Un autre élément a pu troubler ceux qui se sont intéressés au dossier : les similitudes entre la fuite de Diary Sow et l’histoire racontée dans son roman Sous le visage d’un ange, paru en janvier 2020 (L’Harmattan). L’héroïne du livre, une jeune femme en quête de bonheur prénommée Allyn, disparaît à deux reprises. “Je veux fouler aux pieds tous les interdits, sortir des sentiers battus, refuser toutes ces règles convenues pour que rien ne bouge jamais. Je veux vivre sans contrainte aucune. Après n’avoir connu que le côté regrettable de la vie, l’heure est venue pour moi de jouir. A mon tour. Quels que soient les sacrifices que cela implique”, explique ce personnage de fiction que d’aucuns raccrochent aujourd’hui à des événements bien réels.

Lors d’une séance de dédicaces organisée en septembre, Diary Sow expliquait ainsi sa démarche littéraire : “C’est très important pour moi de raconter les gens tels qu’ils sont, de ne pas se limiter à la surface. Je me dis qu’il n’y a pas d’ange, pas de démon. Tout le monde a des zones d’ombre, tout le monde a un masque qu’il porte selon les circonstances.” 

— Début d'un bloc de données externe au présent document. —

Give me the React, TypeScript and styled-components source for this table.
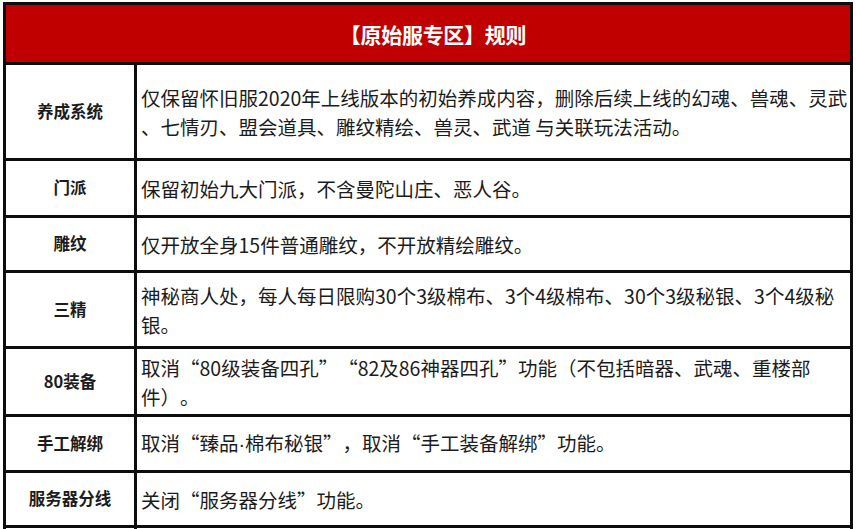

Après avoir reçu sa lettre, le parrain de Diary Sow a pris contact avec elle, et a reproduit des extraits de leurs échanges sur Twitter. “Contrairement à ce que les gens semblent penser, aux paroles qu’on me prête, je ne renonce pas à ma vie d’avant, lui confie-t-elle. Ma famille mérite de savoir, en attendant que je trouve en moi le courage et la force de reprendre contact avec elle. Ceux qui cherchent une explication rationnelle à mon acte seront déçus, puisqu’il n’en a aucune.”